All of this not withstanding, Moshe still has a responsibility as a leader. In responding to the challenge of Korach, Moshe reminds Korach and his followers of the elevated status they already enjoy, capping his challenge with the famous rejoinder “rav lachem bnei Levi”(16:7). While this language is an obvious rebuttal of Korach’s insolent words, “rav lachem” the Gemara in Sota (13A) questions whether Moshe was justified in speaking to Korach in this way.
“R. Levi said, “with (the word) rav (Moshe) informed them (of their fate), and with the word rav (Hashem) informed him (Moshe, of his fate).”
When Hashem tells Moshe that he will not be allowed to enter into the land of Israel, he tells him “rav lecha”, there is no use in further entreaties on this point. Why does the Midrash see it as instructional to link these two issues? Rashi, commenting on the Gemara in Sota, suggests that this is an additional manifestation of the well-known principle of G-d holding tzadikim to a higher standard. (For a different approach see the Torah Temima). But what precisely is that standard and how did Moshe fail to meet it? On this point Rashi is silent.

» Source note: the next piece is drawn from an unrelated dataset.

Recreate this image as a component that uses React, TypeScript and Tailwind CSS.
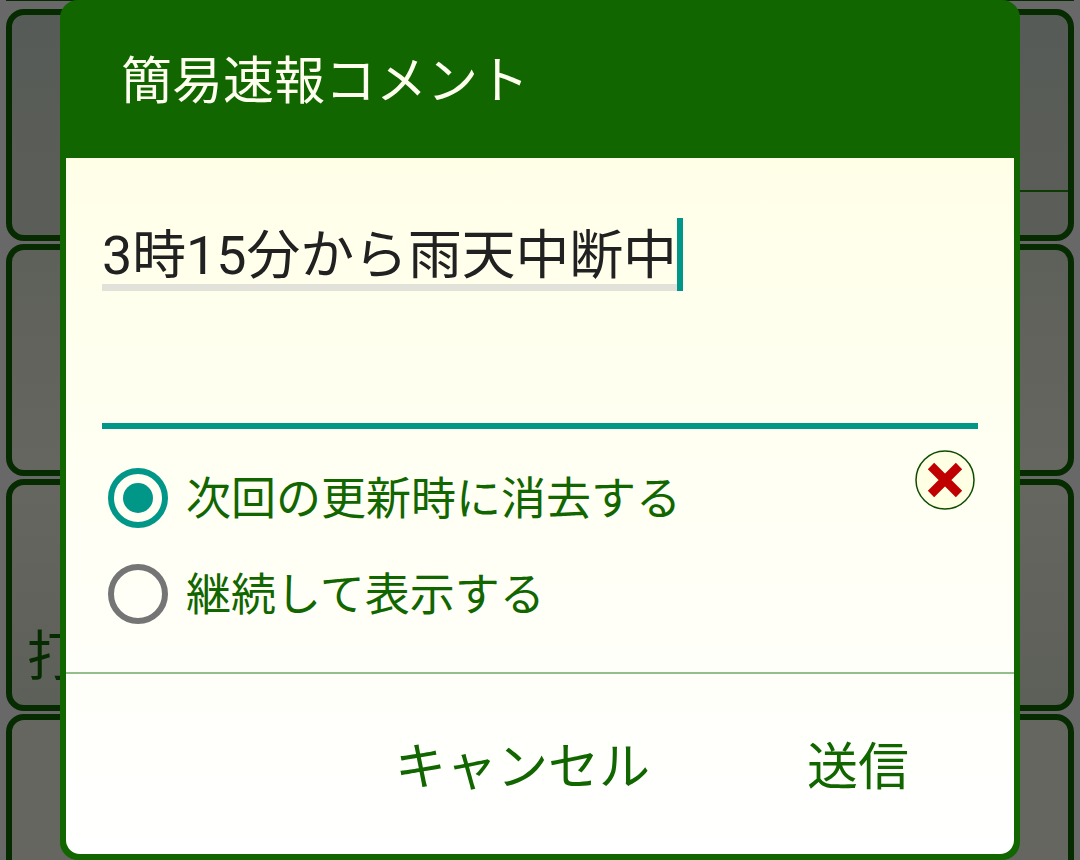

We can suggest however, that Moshe’s responsibility as a leader was to transcend the temptation for the sound bite that would play well with the crowd. Even when challenged, a leader must show respect for Am Yisrael, for in doing so he ultimately shows respect for Hashem, who has appointed him leader, and for himself as a leader. Our responsibility of mutual respect is not diminished by a leadership role, but increased. The manner of Hashem’s response to Moshe when he requests to enter Israel is a reminder of this.